Step 3: Add player movement and goal detection

The player moves up, down, left, and right with the arrow keys or WASD. Walls block the way, and reaching the goal means you win. Let's support swipes too.

var DIR = {
  UP:    { x:  0, y: -1 },
  DOWN:  { x:  0, y:  1 },
  LEFT:  { x: -1, y:  0 },
  RIGHT: { x:  1, y:  0 }
};

function movePlayer(dir) {
  if (!gameRunning || gameCleared) return;

  var newX = playerX + dir.x;
  var newY = playerY + dir.y;

  // bounds check
  if (newX < 0 || newX >= GRID_SIZE || newY < 0 || newY >= GRID_SIZE) return;

  // wall check
  if (grid[newY][newX] === WALL) return;

  // mark the current spot as visited
  visited[playerX + ',' + playerY] = true;

  // move the player
  playerX = newX;
  playerY = newY;

  // redraw
  render();

  // goal check
  if (playerX === goalX && playerY === goalY) {
    gameClear();
  }
}

We only update the player's position after checking that the destination is not a wall (WALL).

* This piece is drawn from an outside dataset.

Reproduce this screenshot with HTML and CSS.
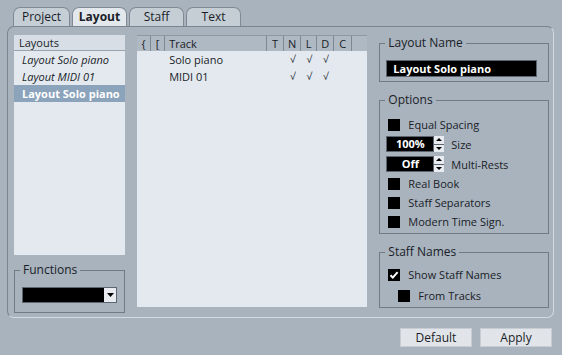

Recording the old position in visited makes the trail you've walked show up in color. The goal is fixed at the bottom-right corner of the maze, (GRID_SIZE - 2, GRID_SIZE - 2).

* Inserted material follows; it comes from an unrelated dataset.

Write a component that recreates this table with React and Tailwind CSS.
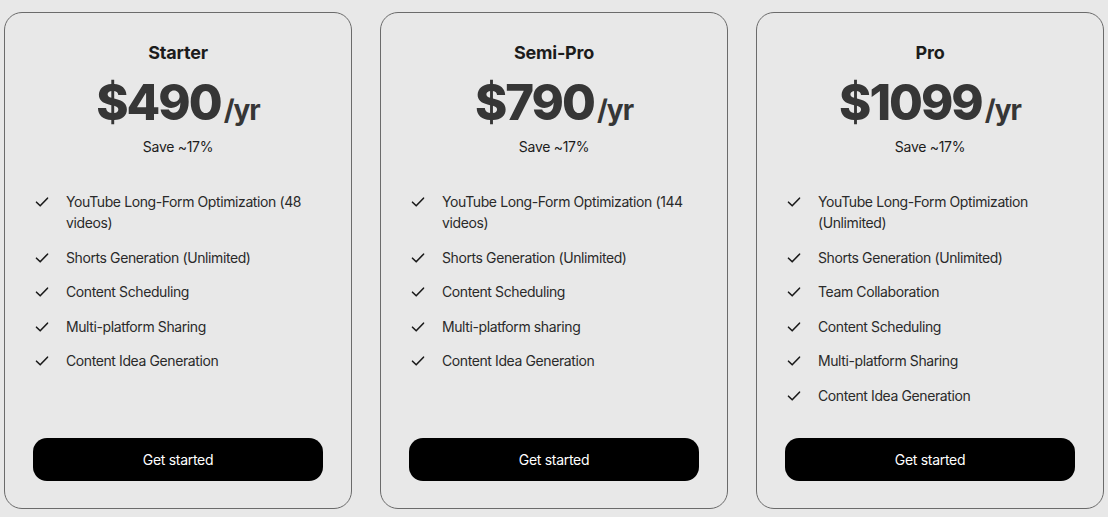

Swipe controls (for mobile)

boardWrapper.addEventListener('touchend', function (e) {
  if (e.changedTouches.length === 0) return;

  var dx = e.changedTouches[0].clientX - touchStartX;
  var dy = e.changedTouches[0].clientY - touchStartY;
  var dt = Date.now() - touchStartTime;

  var minDist = 20;
  var maxTime = 400;

  if (dt > maxTime) return;
  if (Math.abs(dx) < minDist && Math.abs(dy) < minDist) return;

  var dir;
  if (Math.abs(dx) > Math.abs(dy)) {
    dir = dx > 0 ? DIR.RIGHT : DIR.LEFT;
  } else {
    dir = dy > 0 ? DIR.DOWN : DIR.UP;
  }

  movePlayer(dir);
});

We work out the direction from how far the touch moved between start and end, and how long the swipe took. minDist filters out accidental taps, maxTime filters out long presses, and comparing the X and Y distances picks whichever axis moved more.